start Supplied data

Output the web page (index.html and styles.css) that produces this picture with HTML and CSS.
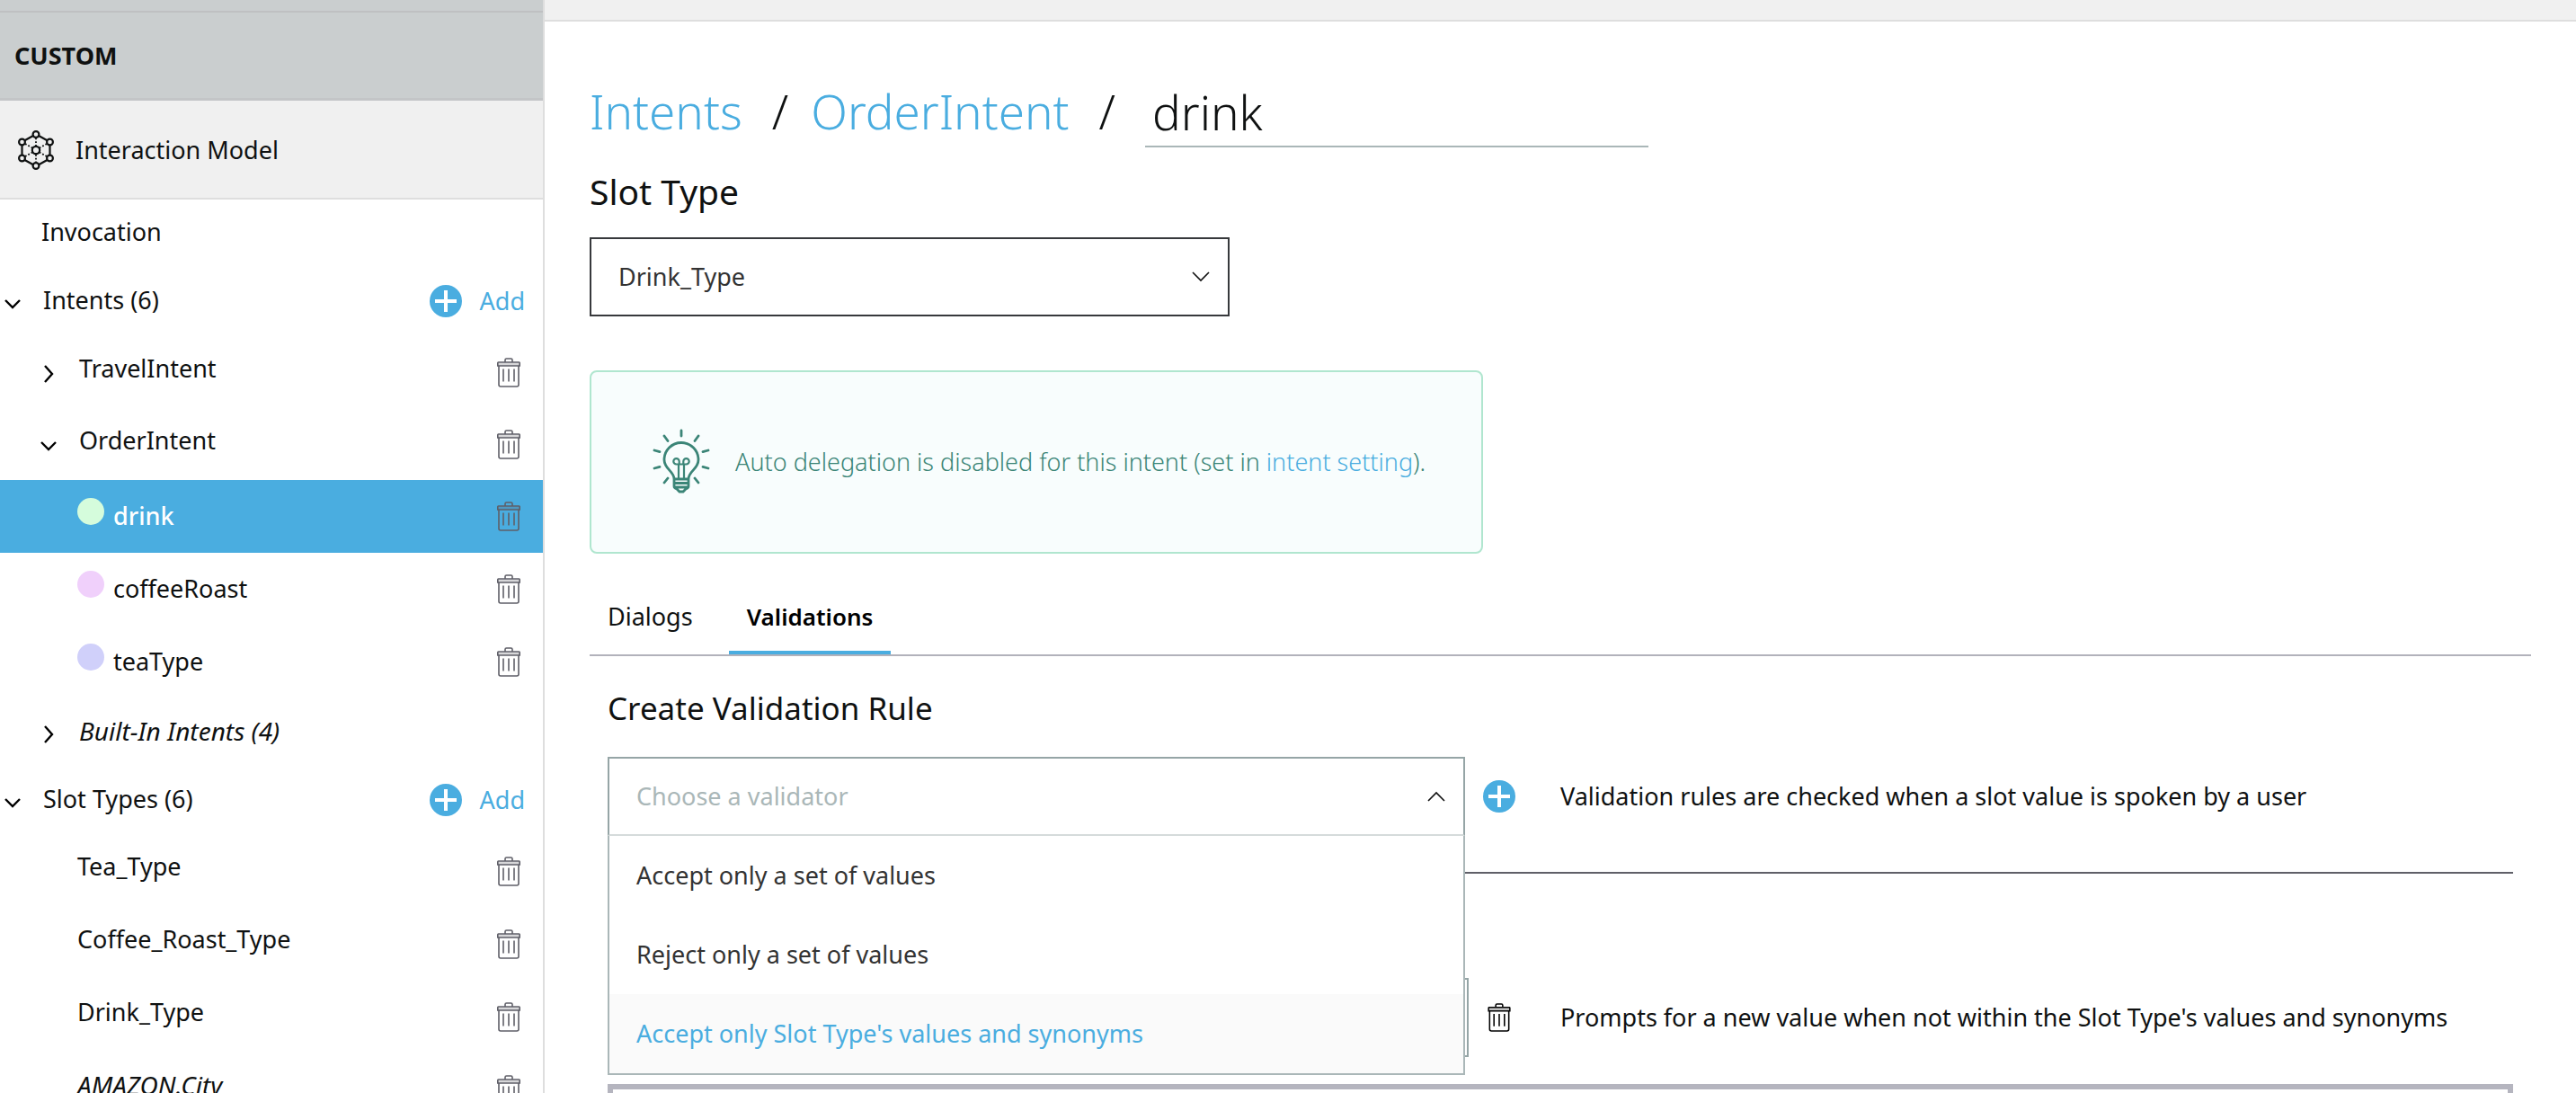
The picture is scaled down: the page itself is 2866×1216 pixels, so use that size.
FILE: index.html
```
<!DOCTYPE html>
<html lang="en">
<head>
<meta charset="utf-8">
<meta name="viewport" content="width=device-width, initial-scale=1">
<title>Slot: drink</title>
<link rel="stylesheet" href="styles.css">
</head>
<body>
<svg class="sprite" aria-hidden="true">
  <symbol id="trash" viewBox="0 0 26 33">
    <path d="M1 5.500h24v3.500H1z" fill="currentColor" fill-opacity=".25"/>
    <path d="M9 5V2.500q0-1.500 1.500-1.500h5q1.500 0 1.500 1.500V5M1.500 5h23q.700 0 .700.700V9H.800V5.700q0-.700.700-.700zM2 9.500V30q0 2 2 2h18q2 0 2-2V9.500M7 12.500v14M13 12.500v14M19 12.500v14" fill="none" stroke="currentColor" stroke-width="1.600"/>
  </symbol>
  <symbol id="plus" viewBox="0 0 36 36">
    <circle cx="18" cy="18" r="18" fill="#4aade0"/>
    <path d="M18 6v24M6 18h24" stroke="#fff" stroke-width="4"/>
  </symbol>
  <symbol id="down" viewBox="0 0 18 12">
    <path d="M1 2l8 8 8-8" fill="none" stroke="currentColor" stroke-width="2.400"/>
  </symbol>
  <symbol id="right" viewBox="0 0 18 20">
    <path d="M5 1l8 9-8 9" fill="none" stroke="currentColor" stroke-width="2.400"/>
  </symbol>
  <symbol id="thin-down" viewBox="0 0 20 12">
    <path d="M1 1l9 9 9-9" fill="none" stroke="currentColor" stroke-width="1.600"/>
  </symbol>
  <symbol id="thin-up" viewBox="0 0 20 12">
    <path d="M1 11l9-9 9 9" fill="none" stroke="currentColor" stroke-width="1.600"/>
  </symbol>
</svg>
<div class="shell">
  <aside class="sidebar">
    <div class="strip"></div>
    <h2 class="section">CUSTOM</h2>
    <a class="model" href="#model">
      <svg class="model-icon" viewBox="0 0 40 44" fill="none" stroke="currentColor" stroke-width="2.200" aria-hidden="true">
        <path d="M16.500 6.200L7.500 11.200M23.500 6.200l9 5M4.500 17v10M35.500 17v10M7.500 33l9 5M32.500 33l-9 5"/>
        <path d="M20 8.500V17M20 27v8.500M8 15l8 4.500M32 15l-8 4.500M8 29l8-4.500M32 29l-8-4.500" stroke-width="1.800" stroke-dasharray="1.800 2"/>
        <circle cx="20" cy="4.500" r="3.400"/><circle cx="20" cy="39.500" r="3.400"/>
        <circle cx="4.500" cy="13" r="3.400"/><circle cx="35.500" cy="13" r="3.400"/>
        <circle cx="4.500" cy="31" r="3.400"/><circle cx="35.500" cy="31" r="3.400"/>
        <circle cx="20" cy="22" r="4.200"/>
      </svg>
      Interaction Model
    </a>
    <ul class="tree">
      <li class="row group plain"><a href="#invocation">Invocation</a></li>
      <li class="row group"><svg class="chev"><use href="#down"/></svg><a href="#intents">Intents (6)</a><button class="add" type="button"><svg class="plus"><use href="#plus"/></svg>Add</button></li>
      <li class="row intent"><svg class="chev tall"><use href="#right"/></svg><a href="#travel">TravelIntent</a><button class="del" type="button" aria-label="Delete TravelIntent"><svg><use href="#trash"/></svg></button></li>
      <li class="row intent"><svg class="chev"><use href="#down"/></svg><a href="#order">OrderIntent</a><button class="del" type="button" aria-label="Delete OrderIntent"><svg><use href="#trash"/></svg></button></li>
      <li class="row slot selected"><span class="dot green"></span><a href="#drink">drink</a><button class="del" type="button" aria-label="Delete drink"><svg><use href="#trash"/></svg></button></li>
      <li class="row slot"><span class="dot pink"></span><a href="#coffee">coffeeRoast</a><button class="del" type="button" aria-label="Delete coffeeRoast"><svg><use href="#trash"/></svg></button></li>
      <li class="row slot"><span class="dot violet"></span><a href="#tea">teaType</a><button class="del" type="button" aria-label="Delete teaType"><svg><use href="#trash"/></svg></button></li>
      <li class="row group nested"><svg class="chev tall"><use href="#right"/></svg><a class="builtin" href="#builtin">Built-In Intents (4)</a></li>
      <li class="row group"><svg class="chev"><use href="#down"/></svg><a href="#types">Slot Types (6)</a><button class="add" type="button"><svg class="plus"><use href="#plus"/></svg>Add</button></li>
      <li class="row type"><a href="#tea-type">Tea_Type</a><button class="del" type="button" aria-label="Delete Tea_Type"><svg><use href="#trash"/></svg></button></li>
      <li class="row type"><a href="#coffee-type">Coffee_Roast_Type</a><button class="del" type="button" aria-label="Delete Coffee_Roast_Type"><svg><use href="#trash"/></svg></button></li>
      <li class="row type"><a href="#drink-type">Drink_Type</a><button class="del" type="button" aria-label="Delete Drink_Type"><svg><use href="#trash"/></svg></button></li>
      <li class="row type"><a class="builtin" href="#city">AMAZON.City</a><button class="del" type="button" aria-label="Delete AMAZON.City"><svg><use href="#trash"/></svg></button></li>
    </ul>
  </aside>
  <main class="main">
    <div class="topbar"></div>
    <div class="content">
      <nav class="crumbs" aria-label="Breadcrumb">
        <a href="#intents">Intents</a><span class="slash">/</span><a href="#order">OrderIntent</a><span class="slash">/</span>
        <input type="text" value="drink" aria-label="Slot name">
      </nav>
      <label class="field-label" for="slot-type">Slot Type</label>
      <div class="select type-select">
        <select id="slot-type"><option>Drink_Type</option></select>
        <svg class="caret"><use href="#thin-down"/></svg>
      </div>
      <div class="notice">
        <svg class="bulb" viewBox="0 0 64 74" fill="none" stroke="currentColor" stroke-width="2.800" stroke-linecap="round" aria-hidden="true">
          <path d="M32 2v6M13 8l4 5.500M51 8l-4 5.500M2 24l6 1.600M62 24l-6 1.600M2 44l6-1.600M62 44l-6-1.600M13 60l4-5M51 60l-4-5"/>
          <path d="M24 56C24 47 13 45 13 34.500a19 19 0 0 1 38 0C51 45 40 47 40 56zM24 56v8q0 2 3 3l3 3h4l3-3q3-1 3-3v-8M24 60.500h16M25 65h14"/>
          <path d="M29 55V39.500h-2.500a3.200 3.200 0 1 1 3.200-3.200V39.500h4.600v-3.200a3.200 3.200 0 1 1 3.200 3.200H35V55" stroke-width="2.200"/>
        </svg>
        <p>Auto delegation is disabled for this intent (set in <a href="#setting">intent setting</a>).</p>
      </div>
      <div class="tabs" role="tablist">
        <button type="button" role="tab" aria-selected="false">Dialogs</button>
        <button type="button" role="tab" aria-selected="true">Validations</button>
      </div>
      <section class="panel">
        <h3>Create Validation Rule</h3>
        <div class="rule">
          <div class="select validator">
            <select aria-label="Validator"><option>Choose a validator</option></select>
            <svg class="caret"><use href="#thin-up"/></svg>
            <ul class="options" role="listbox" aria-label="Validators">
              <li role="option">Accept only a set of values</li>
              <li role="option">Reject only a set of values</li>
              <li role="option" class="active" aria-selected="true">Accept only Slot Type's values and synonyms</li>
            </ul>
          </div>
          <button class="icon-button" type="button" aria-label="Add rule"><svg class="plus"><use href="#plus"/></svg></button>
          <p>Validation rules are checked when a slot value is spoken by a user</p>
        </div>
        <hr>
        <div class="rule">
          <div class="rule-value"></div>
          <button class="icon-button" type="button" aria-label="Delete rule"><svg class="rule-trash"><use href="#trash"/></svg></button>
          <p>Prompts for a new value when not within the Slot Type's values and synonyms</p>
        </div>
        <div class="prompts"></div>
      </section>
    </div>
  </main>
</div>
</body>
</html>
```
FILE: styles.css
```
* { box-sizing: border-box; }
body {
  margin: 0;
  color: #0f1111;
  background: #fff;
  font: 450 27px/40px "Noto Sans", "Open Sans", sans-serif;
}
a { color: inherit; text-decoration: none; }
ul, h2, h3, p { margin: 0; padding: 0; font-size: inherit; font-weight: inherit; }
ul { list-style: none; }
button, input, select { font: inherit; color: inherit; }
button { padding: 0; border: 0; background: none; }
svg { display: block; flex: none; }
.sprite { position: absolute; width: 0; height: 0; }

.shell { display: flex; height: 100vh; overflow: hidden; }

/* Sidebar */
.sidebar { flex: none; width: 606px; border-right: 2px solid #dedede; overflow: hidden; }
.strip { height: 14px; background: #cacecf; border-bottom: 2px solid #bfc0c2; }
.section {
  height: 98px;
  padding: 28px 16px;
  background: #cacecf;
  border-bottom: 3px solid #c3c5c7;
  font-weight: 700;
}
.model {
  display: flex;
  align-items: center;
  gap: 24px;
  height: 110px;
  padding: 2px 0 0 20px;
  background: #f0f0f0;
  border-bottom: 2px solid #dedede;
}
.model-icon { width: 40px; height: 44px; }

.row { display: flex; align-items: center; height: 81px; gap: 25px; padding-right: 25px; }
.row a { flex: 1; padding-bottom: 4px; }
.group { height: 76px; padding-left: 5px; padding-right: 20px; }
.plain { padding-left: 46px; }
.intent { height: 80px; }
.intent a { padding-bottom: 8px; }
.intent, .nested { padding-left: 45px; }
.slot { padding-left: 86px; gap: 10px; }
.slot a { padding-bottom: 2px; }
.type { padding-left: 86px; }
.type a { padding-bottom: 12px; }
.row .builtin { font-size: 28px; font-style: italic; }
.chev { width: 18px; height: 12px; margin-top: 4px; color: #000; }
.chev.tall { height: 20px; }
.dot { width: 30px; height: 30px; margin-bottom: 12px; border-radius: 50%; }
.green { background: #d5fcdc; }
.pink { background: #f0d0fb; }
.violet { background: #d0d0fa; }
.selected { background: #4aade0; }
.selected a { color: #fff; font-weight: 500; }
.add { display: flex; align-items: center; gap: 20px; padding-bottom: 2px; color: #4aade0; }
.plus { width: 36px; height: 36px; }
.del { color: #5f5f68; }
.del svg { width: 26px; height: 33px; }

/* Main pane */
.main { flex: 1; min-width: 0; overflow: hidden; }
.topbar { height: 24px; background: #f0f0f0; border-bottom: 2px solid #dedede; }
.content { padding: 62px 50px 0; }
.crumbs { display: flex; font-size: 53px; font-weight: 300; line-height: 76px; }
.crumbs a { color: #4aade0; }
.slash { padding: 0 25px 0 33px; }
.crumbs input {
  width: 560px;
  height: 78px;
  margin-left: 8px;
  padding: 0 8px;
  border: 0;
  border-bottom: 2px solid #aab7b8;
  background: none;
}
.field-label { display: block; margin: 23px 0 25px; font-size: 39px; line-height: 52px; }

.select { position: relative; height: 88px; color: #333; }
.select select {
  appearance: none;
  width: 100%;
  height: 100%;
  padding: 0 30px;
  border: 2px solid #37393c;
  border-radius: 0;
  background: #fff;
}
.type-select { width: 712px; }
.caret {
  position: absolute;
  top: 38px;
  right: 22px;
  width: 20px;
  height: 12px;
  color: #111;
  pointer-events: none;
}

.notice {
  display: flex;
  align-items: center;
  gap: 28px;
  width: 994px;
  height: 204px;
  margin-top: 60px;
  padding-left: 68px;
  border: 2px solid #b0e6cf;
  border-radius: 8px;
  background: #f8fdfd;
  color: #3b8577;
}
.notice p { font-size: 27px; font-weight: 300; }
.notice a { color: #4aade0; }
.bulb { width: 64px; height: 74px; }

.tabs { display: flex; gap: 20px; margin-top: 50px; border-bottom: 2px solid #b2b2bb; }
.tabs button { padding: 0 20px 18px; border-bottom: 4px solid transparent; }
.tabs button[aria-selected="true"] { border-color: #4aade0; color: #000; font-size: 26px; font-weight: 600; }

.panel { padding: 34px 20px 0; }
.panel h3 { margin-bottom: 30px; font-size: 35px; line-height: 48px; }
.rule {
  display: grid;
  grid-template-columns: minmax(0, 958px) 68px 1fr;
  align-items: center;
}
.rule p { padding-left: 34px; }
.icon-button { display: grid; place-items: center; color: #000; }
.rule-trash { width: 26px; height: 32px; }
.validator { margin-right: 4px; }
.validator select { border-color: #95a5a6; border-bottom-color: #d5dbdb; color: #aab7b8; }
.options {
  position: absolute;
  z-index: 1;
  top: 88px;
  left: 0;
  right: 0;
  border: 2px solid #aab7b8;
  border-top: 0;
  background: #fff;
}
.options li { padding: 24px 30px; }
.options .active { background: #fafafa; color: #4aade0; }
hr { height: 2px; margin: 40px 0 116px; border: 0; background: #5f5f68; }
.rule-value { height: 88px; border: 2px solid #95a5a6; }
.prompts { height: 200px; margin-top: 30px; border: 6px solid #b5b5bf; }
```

end Supplied data

What you will do: Collect each line containing the string "styles".

Finished task:
Output the web page (index.html and styles.css) that produces this picture with HTML and CSS.
<link rel="stylesheet" href="styles.css">
FILE: styles.css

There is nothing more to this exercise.